In book Where Good Ideas Come From, Steven Johnson describes:
"Think of it as a house that magically expands with each door you open. You begin in a room with four doors, each leading to a new room that you haven’t visited yet. Those four rooms are the adjacent possible.[...]Keep opening new doors and eventually you’ll have built a palace."
Although he applies this concept to the natural history of innovation, I think it's also useful for modeling our understanding of time and identity:
Anything is possible. But not everything is possible at this point in time. The things that are immediately possible now, are your Adjacent Possibilities.
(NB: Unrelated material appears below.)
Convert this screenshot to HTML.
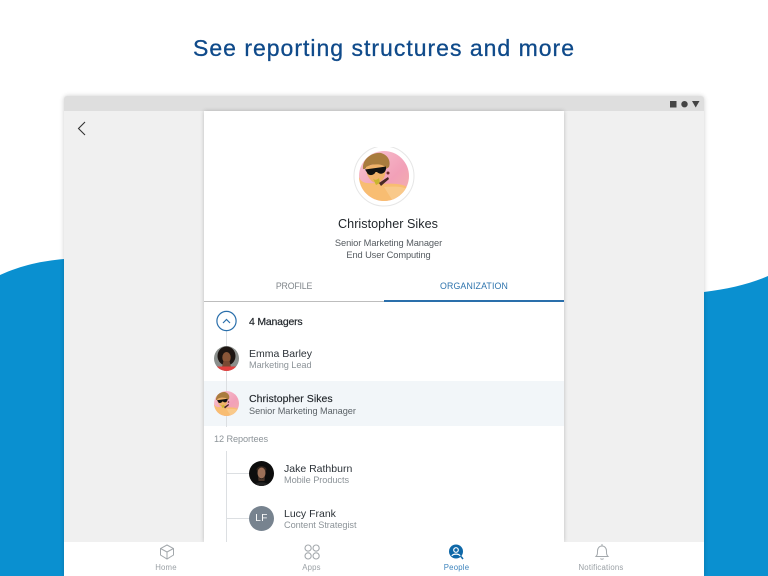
<!DOCTYPE html>
<html><head><meta charset="utf-8"><style>
html,body{margin:0;padding:0}
body{width:768px;height:576px;position:relative;overflow:hidden;background:#fff;font-family:"Liberation Sans",sans-serif}
.t{position:absolute;white-space:nowrap;line-height:14px}
.n{font-size:10.5px;letter-spacing:0;color:#2c3238}
.s{font-size:9.2px;letter-spacing:-.06px;color:#8d9499}
.nav{font-size:7.8px;letter-spacing:.2px;color:#9aa0a5;transform:translateX(-50%)}
.c{transform:translateX(-50%)}
</style></head><body>
<svg style="position:absolute;left:0;top:0" width="768" height="576"><path d="M0 275C22 265 42 261 64 259L704 292C728 289 750 284 768 276V576H0Z" fill="#0a90d0"/></svg>
<div class="t" style="left:193px;top:34px;line-height:28px;font-size:23px;font-weight:400;letter-spacing:1px;color:#0f4a8a;-webkit-text-stroke:.3px #0f4a8a">See reporting structures and more</div>

<div style="position:absolute;left:64px;top:96px;width:640px;height:480px;background:#f0f0f0;box-shadow:0 0 5px rgba(0,0,0,.2);border-radius:3px 3px 0 0"></div>
<div style="position:absolute;left:64px;top:96px;width:640px;height:15px;background:#dedede;border-radius:3px 3px 0 0"></div>
<svg style="position:absolute;left:668px;top:98px" width="34" height="12"><rect x="2" y="3" width="6.5" height="6.5" fill="#444"/><circle cx="16.5" cy="6.2" r="3.2" fill="#444"/><path d="M24 3H31.5L27.7 9.5Z" fill="#444"/></svg>
<svg style="position:absolute;left:74px;top:119px" width="16" height="18"><path d="M11 3L4.500 9.500L11 16" fill="none" stroke="#333" stroke-width="1.100"/></svg>

<div style="position:absolute;left:204px;top:111px;width:360px;height:431px;background:#fff;box-shadow:0 0 4px rgba(0,0,0,.22)"></div>

<!-- big avatar -->
<svg style="position:absolute;left:350px;top:147px" width="68" height="64" viewBox="0 0 68 64">
<defs><linearGradient id="g" x1="0" y1="0" x2="1" y2="1"><stop offset="0" stop-color="#f7c6d2"/><stop offset=".6" stop-color="#f2a0b8"/><stop offset="1" stop-color="#f4b3a8"/></linearGradient>
<clipPath id="c1"><circle cx="34" cy="29" r="25"/></clipPath>
<g id="chris"><rect x="8" y="3" width="52" height="52" fill="url(#g)"/>
<path d="M9 30C12 38 20 36 27 36C38 38 50 34 60 42V56H9Z" fill="#f8bd72"/>
<path d="M34 40C42 40 52 38 60 44V56H44Z" fill="#f9c98a"/>
<path d="M13 22C12 12 22 5 31 6C38 8 41 14 39 20L36 22C28 16 20 16 15 22Z" fill="#a97c3e"/>
<path d="M16 20C22 17 30 16 36 20L35 28C33 35 27 37 23 35C19 32 16 28 16 20Z" fill="#efb169"/>
<path d="M15 22.500L36 19.500L36 22C35 27 30 28 27 25L25.500 25C24 29 18 29 17 25.500Z" fill="#111"/>
<path d="M23 31.500C25 33.500 27 33 29 31L30 36L26 38Z" fill="#c9b52f"/>
<path d="M29 36L38 30L39 32L31 39Z" fill="#4a2a24"/>
<circle cx="38" cy="26" r="1.500" fill="#6e2a2a"/></g></defs>
<circle cx="34" cy="29" r="30" fill="#fff" stroke="#e6e6e6" stroke-width="1"/>
<g clip-path="url(#c1)"><use href="#chris"/></g></svg>

<div class="t c" style="left:388px;top:216px;font-size:12.6px;line-height:16px;letter-spacing:.03px;color:#23282d">Christopher Sikes</div>
<div class="t c" style="left:388.500px;top:236px;font-size:9.3px;letter-spacing:-.1px;color:#555b60">Senior Marketing Manager</div>
<div class="t c" style="left:388.500px;top:248px;font-size:9.3px;letter-spacing:-.12px;color:#555b60">End User Computing</div>

<div class="t c" style="left:294px;top:279px;font-size:8.8px;letter-spacing:-.2px;color:#80868b">PROFILE</div>
<div class="t c" style="left:474px;top:279px;font-size:8.8px;letter-spacing:.15px;color:#2e74ad">ORGANIZATION</div>
<div style="position:absolute;left:204px;top:301px;width:180px;height:1px;background:#bdbdbd"></div>
<div style="position:absolute;left:384px;top:300px;width:180px;height:2px;background:#2a6fab"></div>

<div style="position:absolute;left:204px;top:381px;width:360px;height:45px;background:#f2f6f9"></div>
<div style="position:absolute;left:226px;top:330px;width:1px;height:97px;background:#dcdfe2"></div>
<div style="position:absolute;left:226px;top:451px;width:1px;height:91px;background:#dcdfe2"></div>
<div style="position:absolute;left:226px;top:473px;width:24px;height:1px;background:#dcdfe2"></div>
<div style="position:absolute;left:226px;top:518px;width:24px;height:1px;background:#dcdfe2"></div>

<svg style="position:absolute;left:215px;top:309px" width="24" height="24"><circle cx="11.500" cy="12" r="9.600" fill="#fff" stroke="#2a6fab" stroke-width="1.200"/><path d="M8 14L11.500 10.500L15 14" fill="none" stroke="#2a6fab" stroke-width="1.200"/></svg>
<div class="t" style="left:249px;top:315px;font-size:10.5px;letter-spacing:-.2px;color:#23282d;-webkit-text-stroke:.2px #23282d">4 Managers</div>

<!-- Emma -->
<svg style="position:absolute;left:214px;top:346px" width="25" height="25" viewBox="0 0 25 25"><defs><clipPath id="c2"><circle cx="12.500" cy="12.500" r="12.500"/></clipPath></defs><g clip-path="url(#c2)"><rect width="25" height="25" fill="#8b8f8c"/><ellipse cx="12.500" cy="10" rx="9" ry="9.500" fill="#1d1512"/><ellipse cx="12.500" cy="11.500" rx="4.200" ry="5.500" fill="#8a5638"/><path d="M9.500 15H15.500L17 21H8Z" fill="#7a4a33"/><rect y="20.500" width="25" height="4.500" fill="#e2403f"/></g></svg>
<div class="t n" style="left:249px;top:347px">Emma Barley</div>
<div class="t s" style="left:249px;top:358px">Marketing Lead</div>

<!-- Christopher small -->
<svg style="position:absolute;left:214px;top:391px" width="25" height="25" viewBox="9 4 50 50"><defs><clipPath id="c3"><circle cx="34" cy="29" r="25"/></clipPath></defs><g clip-path="url(#c3)"><use href="#chris"/></g></svg>
<div class="t n" style="left:249px;top:392px;letter-spacing:.05px;color:#1f2429;-webkit-text-stroke:.15px #1f2429">Christopher Sikes</div>
<div class="t s" style="left:249px;top:403.500px;color:#5c6368">Senior Marketing Manager</div>

<div class="t s" style="left:214px;top:432px;letter-spacing:-.1px">12 Reportees</div>

<!-- Jake -->
<svg style="position:absolute;left:249px;top:461px" width="25" height="25" viewBox="0 0 25 25"><defs><clipPath id="c4"><circle cx="12.500" cy="12.500" r="12.500"/></clipPath></defs><g clip-path="url(#c4)"><rect width="25" height="25" fill="#0d0d0d"/><path d="M7.500 9C7.500 4 17.500 4 17.500 9L16 11H9Z" fill="#33241c"/><ellipse cx="12.500" cy="12" rx="4" ry="5.500" fill="#9c7058"/><path d="M9 15C11 19 14 19 16 15L15.500 20H9.500Z" fill="#4a352a"/><path d="M5 25C6 20 19 20 20 25Z" fill="#222"/></g></svg>
<div class="t n" style="left:284px;top:462px">Jake Rathburn</div>
<div class="t s" style="left:284px;top:473px">Mobile Products</div>

<!-- Lucy -->
<div style="position:absolute;left:249px;top:506px;width:25px;height:25px;border-radius:50%;background:#77838f;color:#fff;font-size:10px;line-height:26px;text-align:center;letter-spacing:.4px">LF</div>
<div class="t n" style="left:284px;top:507px">Lucy Frank</div>
<div class="t s" style="left:284px;top:518px">Content Strategist</div>

<!-- bottom nav -->
<div style="position:absolute;left:64px;top:542px;width:640px;height:34px;background:#fff"></div>
<svg style="position:absolute;left:158px;top:543px" width="18" height="18"><g fill="none" stroke="#a3a8ac" stroke-width="1"><path d="M9 2L15.500 5.500V12L9 16L2.500 12V5.500Z"/><path d="M2.500 5.500L9 9L15.500 5.500M9 9V16"/></g></svg>
<svg style="position:absolute;left:303px;top:543px" width="18" height="18"><g fill="none" stroke="#a3a8ac" stroke-width="1.100"><rect x="2" y="2" width="6.200" height="6.200" rx="3.100"/><rect x="10" y="2" width="6.200" height="6.200" rx="3.100"/><rect x="2" y="9.800" width="6.200" height="6.200" rx="3.100"/><rect x="10" y="9.800" width="6.200" height="6.200" rx="3.100"/></g></svg>
<svg style="position:absolute;left:447px;top:543px" width="18" height="18"><circle cx="9" cy="8.500" r="7" fill="#0f68a8"/><path d="M14 13.500L16 16" stroke="#0f68a8" stroke-width="1.500"/><circle cx="9" cy="7" r="2.300" fill="none" stroke="#fff" stroke-width="1.200"/><path d="M5 13C5.500 10.500 12.500 10.500 13 13" fill="none" stroke="#fff" stroke-width="1.200"/></svg>
<svg style="position:absolute;left:593px;top:543px" width="18" height="18"><g fill="none" stroke="#a3a8ac" stroke-width="1"><path d="M3 13.500C4.500 12 4.500 10.500 4.500 8C4.500 5 6.500 3 9 3C11.500 3 13.500 5 13.500 8C13.500 10.500 13.500 12 15 13.500Z"/><path d="M7.500 15.500C8 16.500 10 16.500 10.500 15.500"/><path d="M9 1V3"/></g></svg>
<div class="t nav" style="left:166px;top:561px">Home</div>
<div class="t nav" style="left:311.500px;top:561px">Apps</div>
<div class="t nav" style="left:456.500px;top:561px;color:#3d84bd">People</div>
<div class="t nav" style="left:601px;top:561px">Notifications</div>
</body></html>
This should be the focus of your immediate efforts.
Time moves only forward. This means that the possibilities of the past are removed from you, akin to doors shutting behind your back, its opportunities forever relegated to the imagination. I refer to these as Precluded Possibilities. It is time wasted to dwell in this space of "regrets".
This may also be what they mean in saying time heals all wounds— with enough passing of time, we may no longer be able to reasonably claim with certainty that our temporal equivalent of the room opened through an Alternative Path taken at the initial point of divergence will be a better circumstance than the Current Event, for it took everything happening the way that it did, for things to have happened this way.
Gratitude is thus recognising that a worse Alternative Possibility could have been realised, and being grateful that it didn't; Also conversely, being grateful for the serendipity that any desirable event of small probability had even occurred.
Happiness is being happy with who you are. Becoming who you want to be is to work toward your desired Advanced Possibilities. To do so, you must identify some Prerequisites, and work toward attaining them. These Prerequisites may not have direct causality, but are necessary.
The cumulative effect of consistent habits over time thus forms your Identity.